Highlights of Noteworthy Decisions

Decision 172 23
2023-06-09
K. Jepson - S. Sahay - S. Roth
  • Administrative Fund (transfer of costs)
  • Apportionment (occupational disease)
  • Apportionment (Schedule 1 and 2 employers)
  • Transfer of costs (Schedule 2 employer)

In 1992, the SG Board was part of an amalgamation of school boards, and the new amalgamated school board (the School Board), became a Schedule 2 employer. The Board determined that the current Schedule 2 School Board was the appropriate employer for the claim costs, and the costs of the claim could not be transferred to and/or apportioned with any other employers or of the School Board's own prior account. The issues under appeal were: a) whether the employer was the correct accident employer to whom the costs of this claim should be assigned in the first instance; and, b) whether the employer was entitled to have any or all of the claim costs apportioned to either the worker's prior employers or its own predecessor Schedule 1 account.

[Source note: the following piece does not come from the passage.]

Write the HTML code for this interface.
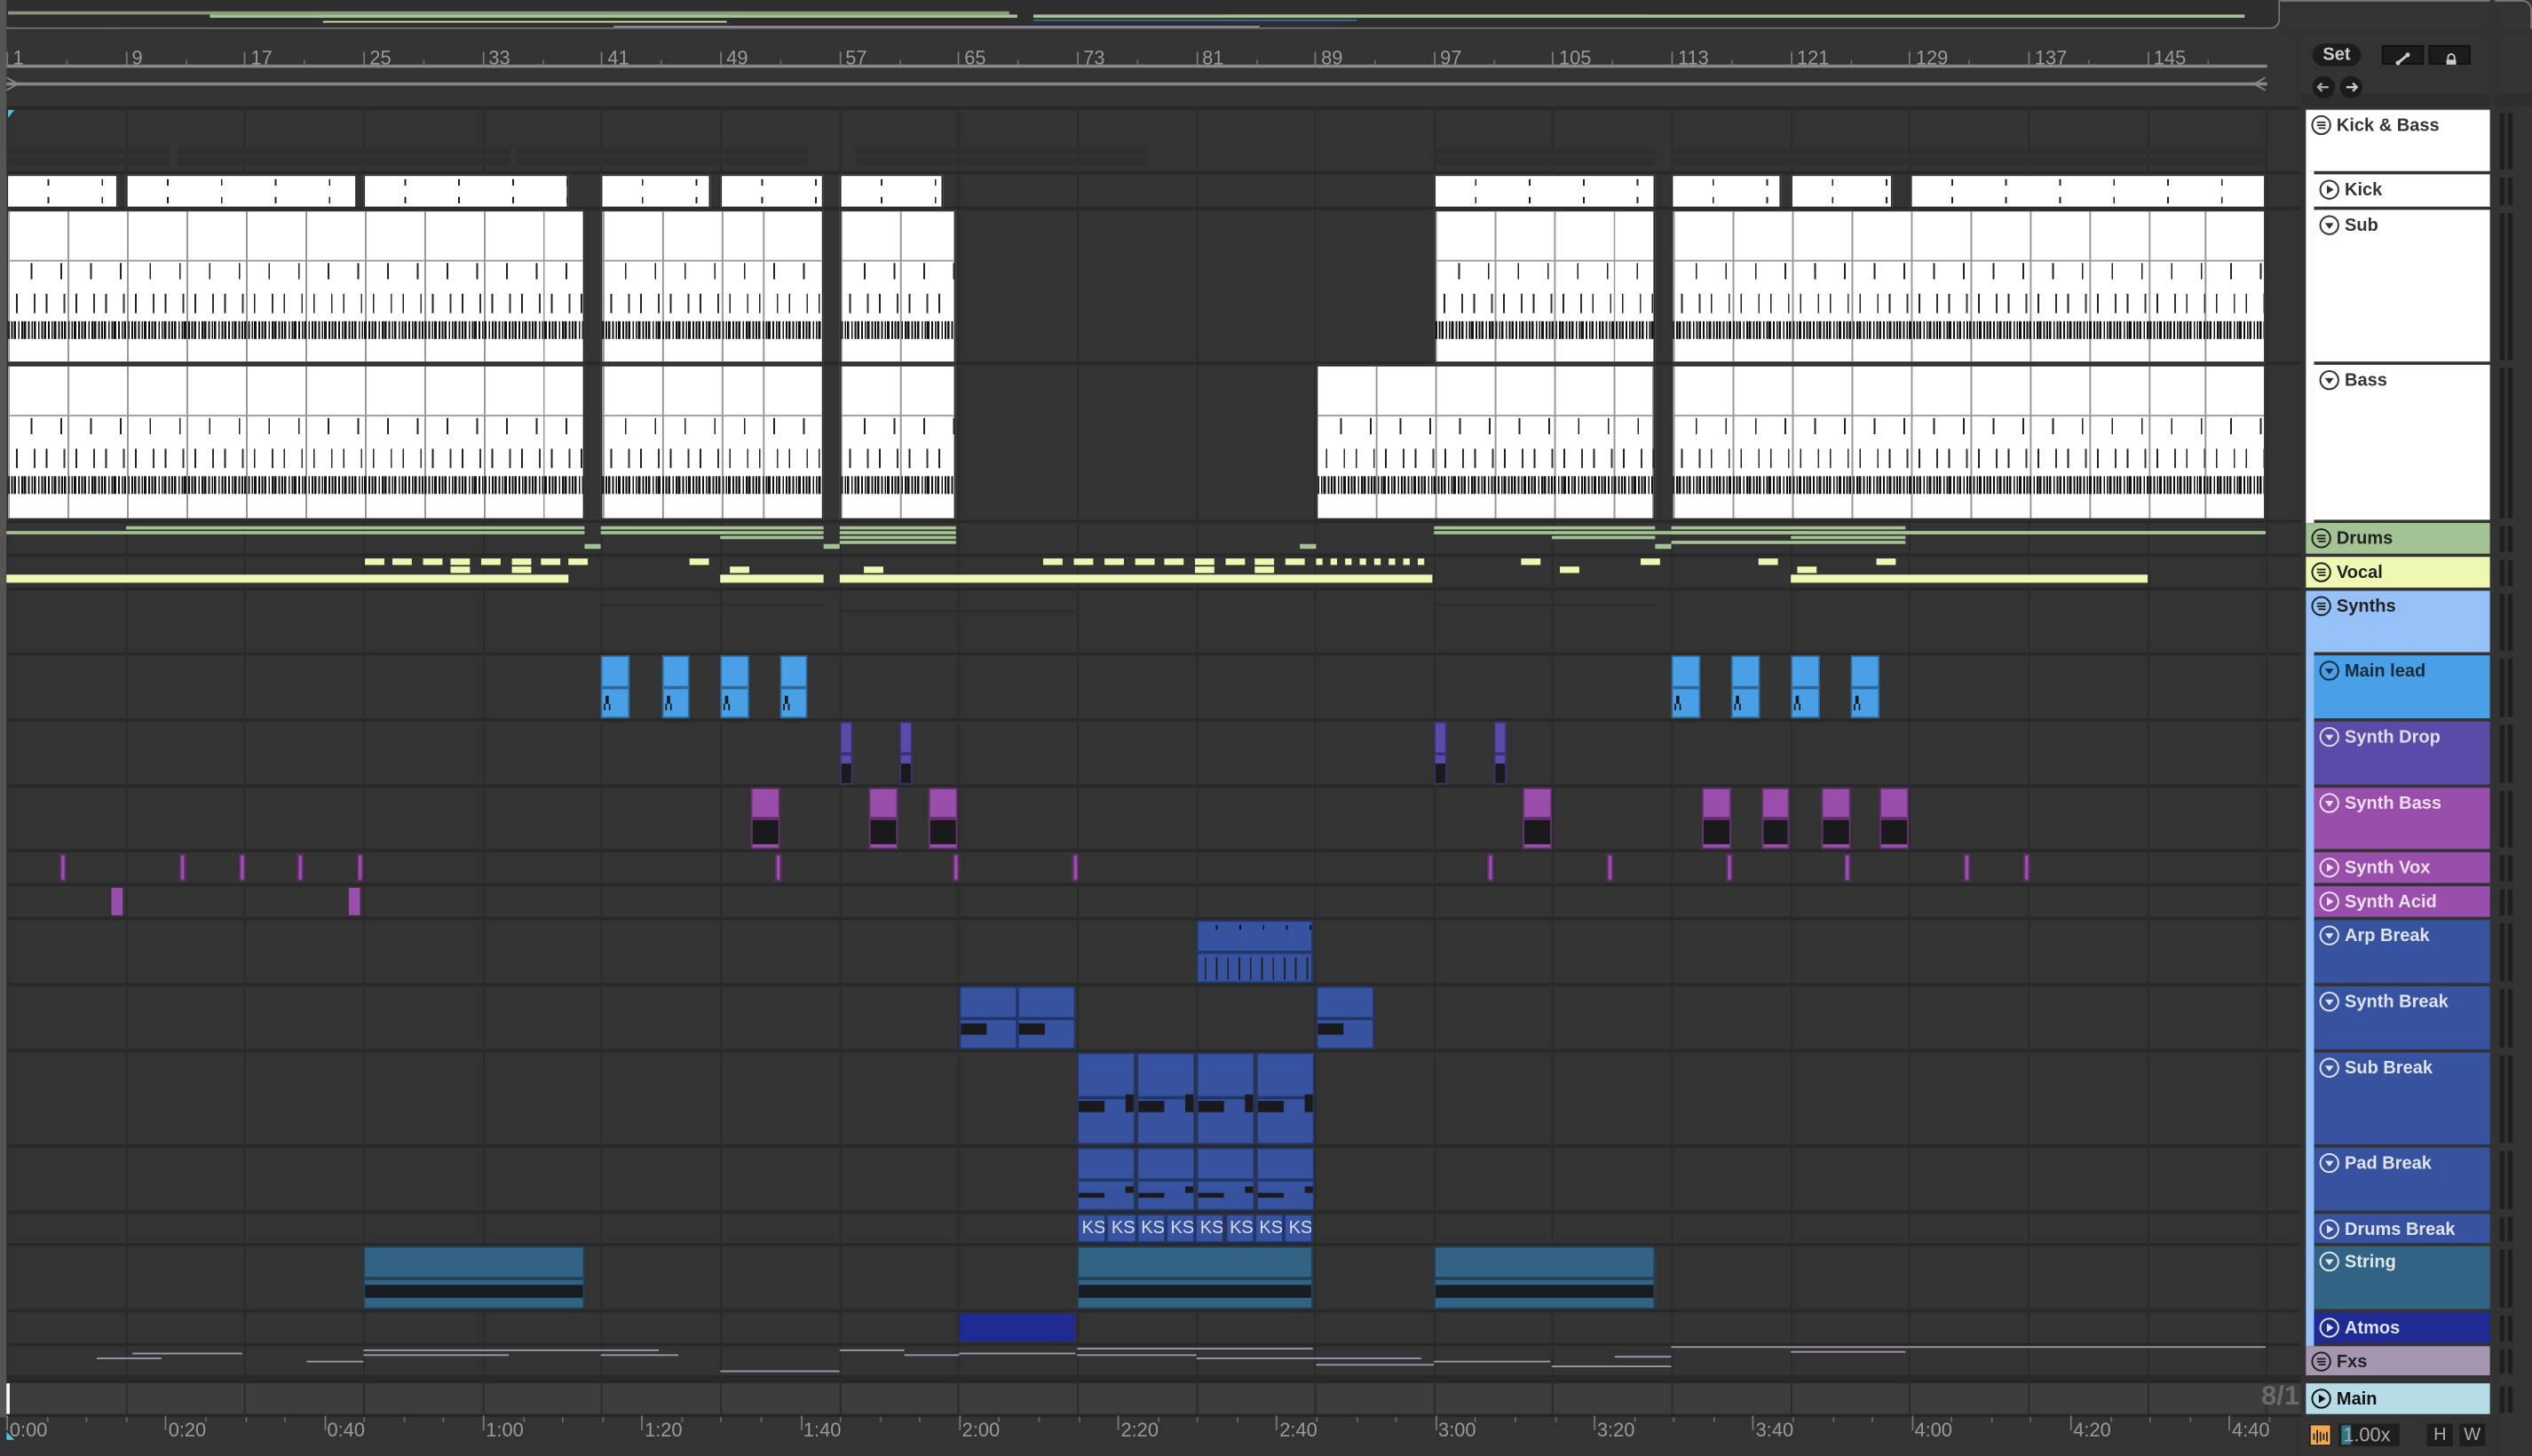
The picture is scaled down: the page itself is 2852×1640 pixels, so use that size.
<!DOCTYPE html>
<html><head><meta charset="utf-8">
<style>
html,body{margin:0;padding:0;background:#2b2b2b;width:2852px;height:1640px;overflow:hidden}
#s{position:absolute;left:0;top:0;width:1568px;height:902px;transform:scale(1.81888,1.81818);transform-origin:0 0;background:#333;font-family:"Liberation Sans",sans-serif;overflow:hidden}
.a{position:absolute;box-sizing:border-box}
</style></head><body>
<div id="s"></div>
<script>
const S=document.getElementById('s');
function d(x,y,w,h,st,html){const e=document.createElement('div');e.className='a';e.style.cssText=`left:${x}px;top:${y}px;width:${w}px;height:${h}px;`+(st||'');if(html)e.innerHTML=html;S.appendChild(e);return e;}
const X=b=>4+(b-1)/8*73.65;
d(0,0,1412,18,'background:#2e2e2e;border:1.5px solid #777;border-radius:0 0 6px 6px;border-top:none');
d(5,7,620,2,'background:#889a7a');d(130,9,500,2,'background:#a3c394');d(640,9,380,2,'background:#a3c394');d(760,9,130,2,'background:#a3c394');d(890,9,500,2,'background:#a3c394');
d(200,13,250,1,'background:#d7e3a0');d(640,12,200,1,'background:#3a6d8e');d(380,16,400,1,'background:#9a8fa8');
d(0,18,1425,48,'background:#333');
d(4,40,1400,1.5,'background:#888');d(4,51,1400,1.5,'background:#888');
d(4,43,8,8,'','<svg width="8" height="8"><path d="M0 0L7 4L0 8" fill="none" stroke="#888"/></svg>');
d(1395,43,8,8,'','<svg width="8" height="8"><path d="M8 0L1 4L8 8" fill="none" stroke="#888"/></svg>');
[1,9,17,25,33,41,49,57,65,73,81,89,97,105,113,121,129,137,145].forEach(b=>{const x=X(b);d(x,32,1,8,'background:#777');d(x+4,29,40,14,'font-size:12px;color:#9a9a9a',''+b);d(x+37,37,1,3,'background:#666');});
d(4,60,5,5,'','<svg width="5" height="5"><path d="M0 0L5 0L1 5Z" fill="#4cc6e0"/></svg>');
const rows=[[68,106],[108,128],[130,224],[226,322],[324,343],[345,364],[366,404],[406,445],[447,486],[488,526],[528,547],[549,568],[570,609],[611,650],[652,709],[711,750],[752,770],[772,811],[813,832],[834,852]];
d(0,66,1425,2,'background:#282828');
rows.forEach(r=>{d(0,r[1],1425,2,'background:#282828');});
d(0,854,1425,3,'background:#282828');
d(0,857,1425,19,'background:#3d3d3d');
d(0,876,1425,2,'background:#262626');
for(let b=1;b<=153;b+=8){const x=X(b);d(x,66,1,810,'background:#2a2a2a');}
d(0,0,4,902,'background:#555');
[[4,105],[110,315],[320,500],[530,710],[888,1025],[1035,1403]].forEach(s=>{d(s[0],92,s[1]-s[0],4,'background:#2e2e2e');d(s[0],98,s[1]-s[0],4,'background:#2e2e2e');});
function wclip(x1,x2,y1,y2,kind){
 const w=x2-x1;const e=d(x1,y1,w,y2-y1,'background:#fff;border:1px solid #2a2a2a;overflow:hidden');
 let h='';
 if(kind==0){h+=`<div class="a" style="left:0;top:2px;width:100%;height:4px;background:repeating-linear-gradient(90deg,transparent 0 ${(X(13)-X(9))/2+6}px,#222 0 ${(X(13)-X(9))/2+7}px,transparent 0 ${(X(13)-X(9))/2+15}px)"></div>`;
  h+=`<div class="a" style="left:0;bottom:2px;width:100%;height:4px;background:repeating-linear-gradient(90deg,transparent 0 ${(X(13)-X(9))/2+6}px,#222 0 ${(X(13)-X(9))/2+7}px,transparent 0 ${(X(13)-X(9))/2+15}px)"></div>`;}
 else{const sp=(X(5)-X(1));
  h+=`<div class="a" style="left:0;top:0;width:100%;height:100%;background:repeating-linear-gradient(90deg,#999 0 1px,transparent 1px ${sp}px);background-position:${-((x1-4)%sp)}px 0"></div>`;
  h+=`<div class="a" style="left:0;top:30px;width:100%;height:1px;background:#999"></div>`;
  h+=`<div class="a" style="left:0;top:32px;width:100%;height:10px;background:repeating-linear-gradient(90deg,transparent 0 14px,#222 14px 15px,transparent 15px 18.4px)"></div>`;
  h+=`<div class="a" style="left:0;top:51px;width:100%;height:12px;background:repeating-linear-gradient(90deg,transparent 0 5px,#222 5px 6px,transparent 6px 16px,#333 16px 17px,transparent 17px 18.4px)"></div>`;
  h+=`<div class="a" style="left:0;top:68px;width:100%;height:11px;background:repeating-linear-gradient(90deg,#111 0 1px,transparent 1px 2px,#111 2px 3px,transparent 3px 3.5px,#111 3.5px 5px,transparent 5px 6.2px)"></div>`;}
 e.innerHTML=h;}
[[4,73],[78,221],[225,352],[372,440],[446,510],[520,584],[888,1025],[1035,1103],[1109,1172],[1183,1403]].forEach(s=>wclip(s[0],s[1],108,129,0));
[[4,362],[372,510],[520,592],[888,1025],[1035,1403]].forEach(s=>wclip(s[0],s[1],130,225,1));
[[4,362],[372,510],[520,592],[815,1025],[1035,1403]].forEach(s=>wclip(s[0],s[1],226,322,1));
const G='#a3c394';
[[78,362,326],[4,362,329],[372,510,326],[372,510,329],[446,510,332],[520,592,326],[520,592,329],[520,592,332],[520,592,335],[888,1025,326],[888,1403,329],[961,1025,332],[1035,1180,326],[1035,1403,329],[1109,1180,332],[1035,1180,335]].forEach(s=>d(s[0],s[2],s[1]-s[0],2,'background:'+G));
[[362,372],[510,520],[805,815],[1025,1035]].forEach(s=>d(s[0],337,s[1]-s[0],3,'background:'+G));
const V='#eef8b2';
[226,243,262,279,298,317,335,352,427,646,665,684,703,721,740,759,777,796,942,1016,1089,1162].forEach((x,i)=>d(x,346,12,4,'background:'+V));
[279,317,452,535,740,777,966,1113].forEach(x=>d(x,351,12,4,'background:'+V));
for(let x=815;x<884;x+=9)d(x,346,4,4,'background:'+V);
[[4,352],[446,510],[520,887],[1109,1330]].forEach(s=>d(s[0],356,s[1]-s[0],5,'background:'+V));
[[372,510,370],[520,666,374],[888,1025,370]].forEach(s=>d(s[0],s[2]+4,s[1]-s[0],1,'background:#2a2a2a'));
function cc(x1,x2,y1,y2,col,notes){const e=d(x1,y1,x2-x1,y2-y1,'background:'+col+';border:1px solid rgba(0,0,0,.35);overflow:hidden');const hh=Math.round((y2-y1)*0.45);let h=`<div class="a" style="left:0;top:${hh}px;width:100%;height:1.5px;background:rgba(0,0,0,.35)"></div>`;(notes||[]).forEach(n=>h+=`<div class="a" style="left:${n[0]}px;top:${n[1]}px;width:${n[2]}px;height:${n[3]}px;background:#1a1a1c"></div>`);e.innerHTML=h;return e;}
[[372,390],[410,427],[446,464],[483,500],[1035,1053],[1072,1090],[1109,1127],[1146,1164]].forEach(s=>cc(s[0],s[1],406,445,'#4aa0e6',[[2,24,2,5],[1,29,1,4],[4,29,1,4],[3,37,2,3]]));
[[520,528],[557,565],[888,896],[925,933]].forEach(s=>cc(s[0],s[1],447,486,'#5b4aa8',[[0,25,8,15]]));
[[465,483],[538,556],[575,593],[943,961],[1054,1072],[1091,1108],[1128,1146],[1164,1182]].forEach(s=>cc(s[0],s[1],488,526,'#9a4eab',[[0,19,18,15]]));
[37,111,148,184,221,480,590,664,921,995,1069,1142,1216,1253].forEach(x=>d(x,529,4,17,'background:#9a4eab;border:1px solid #5a2a66'));
[69,216].forEach(x=>d(x,550,7,17,'background:#9a4eab'));
const B='#3753a0';
const arp=cc(741,813,570,609,B);arp.innerHTML+=`<div class="a" style="left:0;top:2px;width:100%;height:3px;background:repeating-linear-gradient(90deg,transparent 0 11px,#111 11px 12px,transparent 12px 14.5px)"></div><div class="a" style="left:0;top:22px;width:100%;height:14px;background:repeating-linear-gradient(90deg,transparent 0 4px,#222 4px 5px,transparent 5px 7px)"></div>`;
[[594,630],[630,666],[815,851]].forEach(s=>cc(s[0],s[1],611,650,B,[[0,22,16,7]]));
[667,704,741,778].forEach(x=>cc(x,x+36,652,709,B,[[0,29,16,7],[29,25,11,11],[42,50,10,12]]));
[667,704,741,778].forEach(x=>cc(x,x+36,711,750,B,[[0,27,16,3],[29,23,11,4],[42,34,10,4]]));
for(let i=0;i<8;i++){const x=667+i*18.3;d(x,752,18.3,18,'background:'+B+';border:1px solid #223366;color:#d6dcef;font-size:11px;line-height:16px;padding-left:2px;overflow:hidden','KSI');}
[[225,362],[667,813],[888,1025]].forEach(s=>{const e=cc(s[0],s[1],772,811,'#336384');e.innerHTML+=`<div class="a" style="left:0;top:23px;width:100%;height:8px;background:#191d21"></div>`;});
d(594,814,72,17,'background:#1f2a92');
const F='#a596b2';
[[60,100,841],[82,150,838],[190,225,843],[225,408,836],[225,315,839],[372,420,839],[446,520,849],[520,560,836],[560,594,839],[594,666,838],[667,813,835],[667,741,839],[741,880,841],[815,888,845],[888,960,843],[961,1035,846],[1000,1035,840],[1035,1403,834],[1109,1180,837]].forEach(s=>d(s[0],s[2],s[1]-s[0],1,'background:'+F));
d(1380,855,44,22,'font-size:17px;font-weight:bold;color:#6a6a6a;text-align:right','8/1');
d(4,857,2,19,'background:#fff');
d(0,878,1425,24,'background:#333');
['0:00','0:20','0:40','1:00','1:20','1:40','2:00','2:20','2:40','3:00','3:20','3:40','4:00','4:20','4:40'].forEach((t,i)=>{const x=4+i*98.3;d(x,877,1,9,'background:#777');d(x+2,879,40,14,'font-size:12px;color:#9a9a9a',t);for(let k=1;k<4;k++)d(x+k*24.6,878,1,3,'background:#666');});
d(4,879,5,5,'','<svg width="5" height="5"><path d="M0 0L0 5L5 5Z" fill="#4cc6e0"/></svg>');
d(1425,18,143,884,'background:#333');
d(1412,0,156,18,'background:#333;border-top:1.5px solid #777;border-right:1.5px solid #777;border-radius:0 6px 0 0');
d(1425,58,143,8,'background:#2e2e2e');
d(1432,27,30,14,'background:#1c1c1c;border-radius:7px;color:#ccc;font-size:11px;font-weight:bold;text-align:center;line-height:14px','Set');
d(1475,28,26,12,'background:#1c1c1c;border:1px solid #111','<svg width="26" height="11"><path d="M9 8L15 3" stroke="#ccc" stroke-width="1.6"/><circle cx="9" cy="8" r="1.4" fill="#ccc"/><circle cx="15" cy="3" r="1.4" fill="#ccc"/></svg>');
d(1504,28,26,12,'background:#1c1c1c;border:1px solid #111','<svg width="26" height="11"><path d="M10 6h6v3h-6z" fill="#ccc"/><path d="M11 6V4.5a2 2 0 0 1 4 0V6" fill="none" stroke="#ccc"/></svg>');
d(1432,47,14,14,'background:#1c1c1c;border-radius:50%','<svg width="14" height="14"><path d="M10 7H4M6 4.5L3.5 7L6 9.5" stroke="#aaa" stroke-width="1.3" fill="none"/></svg>');
d(1449,47,14,14,'background:#1c1c1c;border-radius:50%','<svg width="14" height="14"><path d="M4 7h6M8 4.5L10.5 7L8 9.5" stroke="#ccc" stroke-width="1.3" fill="none"/></svg>');
const T=[['Kick & Bass',68,106,'#fff','#333','g',0],['Kick',108,128,'#fff','#333','p',1],['Sub',130,224,'#fff','#333','d',1],['Bass',226,322,'#fff','#333','d',1],['Drums',324,343,'#a3c394','#222','g',0],['Vocal',345,364,'#eef8b2','#222','g',0],['Synths',366,404,'#95c1f8','#222','g',0],['Main lead',406,445,'#4aa0e6','#1a2a3a','d',1],['Synth Drop',447,486,'#5b4aa8','#e0dcf0','d',1],['Synth Bass',488,526,'#9a4eab','#f0e0f4','d',1],['Synth Vox',528,547,'#9a4eab','#f0e0f4','p',1],['Synth Acid',549,568,'#9a4eab','#f0e0f4','p',1],['Arp Break',570,609,B,'#dfe4f4','d',1],['Synth Break',611,650,B,'#dfe4f4','d',1],['Sub Break',652,709,B,'#dfe4f4','d',1],['Pad Break',711,750,B,'#dfe4f4','d',1],['Drums Break',752,770,B,'#dfe4f4','p',1],['String',772,811,'#336384','#dfe8ef','d',1],['Atmos',813,832,'#1f2a92','#dfe4f4','p',1],['Fxs',834,852,'#a596b2','#222','g',0],['Main',857,876,'#b6dce6','#111','p',0]];
d(1428,106,5,218,'background:#fff');
d(1428,404,5,430,'background:#95c1f8');
T.forEach(t=>{const x=t[6]?1433:1428;const w=1542-x;d(x,t[1],w,t[2]-t[1],'background:'+t[3]);
 let ic='';const c=t[4];
 if(t[5]=='g')ic=`<svg width="13" height="13"><circle cx="6.5" cy="6.5" r="5.6" fill="none" stroke="${c}" stroke-width="1.1"/><path d="M3.8 4.8h5.4M3.8 6.6h5.4M4.8 8.4h4.4" stroke="${c}" stroke-width="1"/></svg>`;
 else if(t[5]=='p')ic=`<svg width="13" height="13"><circle cx="6.5" cy="6.5" r="5.6" fill="none" stroke="${c}" stroke-width="1.1"/><path d="M5 3.8L9.2 6.5L5 9.2Z" fill="${c}"/></svg>`;
 else ic=`<svg width="13" height="13"><circle cx="6.5" cy="6.5" r="5.6" fill="none" stroke="${c}" stroke-width="1.1"/><path d="M3.8 5.2L9.2 5.2L6.5 8.8Z" fill="${c}"/></svg>`;
 d(x+3,t[1]+3,13,13,'',ic);
 d(x+19,t[1]+3,110,14,`font-size:11px;font-weight:bold;color:${c};line-height:14px`,t[0]);
 d(1548,t[1]+2,3,t[2]-t[1]-3,'background:#1e1e1e');d(1553,t[1]+2,3,t[2]-t[1]-3,'background:#1e1e1e');
});
d(1542,0,3,902,'background:#333');
d(1430,882,14,14,'background:#f0a850;border:1px solid #222','<svg width="12" height="12"><path d="M2 4v4M4 2v8M6 3v6M8 4v4M10 3v6" stroke="#222" stroke-width="1"/></svg>');
d(1448,882,38,14,'background:#1e1e1e;border:1px solid #222');d(1450,883,6,12,'background:#2e7585');
d(1451,881,36,14,'font-size:12px;color:#aaa;line-height:16px','1.00x');
d(1503,882,16,14,'background:#1e1e1e;color:#aaa;font-size:11px;text-align:center;line-height:14px','H');
d(1523,882,16,14,'background:#1e1e1e;color:#aaa;font-size:11px;text-align:center;line-height:14px','W');
</script>
</body></html>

The appeal was denied. The School Board was the correct employer for the purposes of this worker's claim.
The Panel found that the School Board was appropriately charged the full costs of this worker's claim because there is no authority under the WSIA for apportionment of claim costs between Schedule 2 employers and Schedule 1 employers or accounts. Section 94 of the WSIA speaks to the identity of the responsible Schedule 2 employer for occupational disease claims. Case law has confirmed that this section applies only to Schedule 2 employers.
In Decision No. 3113/18, the Vice-Chair stated that a Schedule 2 employer who is the last exposure employer is the prima facie accident employer for the purposes of the claim, pursuant to sections 94(2) and 21(8). The Panel found there was evidence of likely exposure to asbestos during the worker's 27 years of employment as a shop teacher with School Board. His exposure with the School Board was likely a significant contributing factor to the development of his lung cancer, even if exposure at other employers may potentially have been more contributory. Accordingly, the School Board was the last exposure employer.
With respect to the apportionment of claim costs between Schedule 2 and Schedule 1 employers, it was noted that section 84, which operates in conjunction with section 28(1), provides for a transfer of costs from one employer to another employer where it is determined that the other employer's negligence was responsible, in whole or in part, for the workplace injury. This type of cost transfer is only available as between Schedule 1 employers. With respect to whether the costs of an occupational disease can be apportioned between Schedule 2 and Schedule 1 employers - case law has held that it cannot. Further, there is no authority under the WSIA to apportion, transfer, or otherwise allocate costs between Schedule 2 and Schedule 1 employers. This includes the circumstances where the apportionment sought involves any allocation to a predecessor account of the same employer.